The research project is now entering the next phase, which means a greater focus on the border between artificial intelligence (AI), health and physical environments. Pontus Wärnestål explains:

”We will look at how AI supported digital service platforms affect how physical environments are being built. One example is services that facilitate transportation of both people, goods and food. This is entirely in line with Laholm municipality’s long-term sustainability goals as well as the result of in the interview analysis.”

Text: Louise Wandel
Photo: Joachim Brink

About the Participatory Urban Design project

The research project Participatory Urban Design (PUD) is part of a series of research projects under the same umbrella, led by Jens Nygren, Professor of Health Innovation at Halmstad University. Pontus Wärnestål, Associate Professor in Informatics at Halmstad University, is the project leader for PUD. The project runs between 2016 and 2019 and is funded by the Knowledge Foundation. It is well in line with Halmstad University’s pronounced profile towards smart cities and communities.

The main purpose of PUD is to investigate how methods and tools commonly used in the service design of digital solutions can be used in the design of new physical environments. One of the methods tested is impact mapping based on deep interviews and qualitative analysis.

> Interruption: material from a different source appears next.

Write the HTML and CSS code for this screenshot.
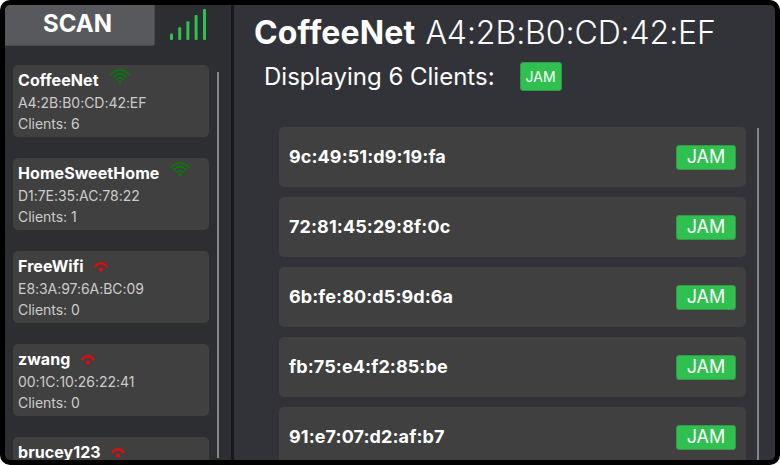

The research group has seen three clear results of the project:

  1. Methods commonly used in service design of digital solutions work well on the architects’ projects. The group’s mapping and prioritisation of behavior patterns define target groups in a different way than the more traditional demographic methods that architects have so far relied on.
  2. The group, through the Impact Map, could define measurable goals based on end users’ behavior and what they consider valuable. The objectives that were formulated also define the municipality’s sustainability goals and make them easier to address and measure.
  3. The architects were able to use the impact map in a successful way in discussions with other actors involved in the planning of the new residential area Östra Nyby in Laholm.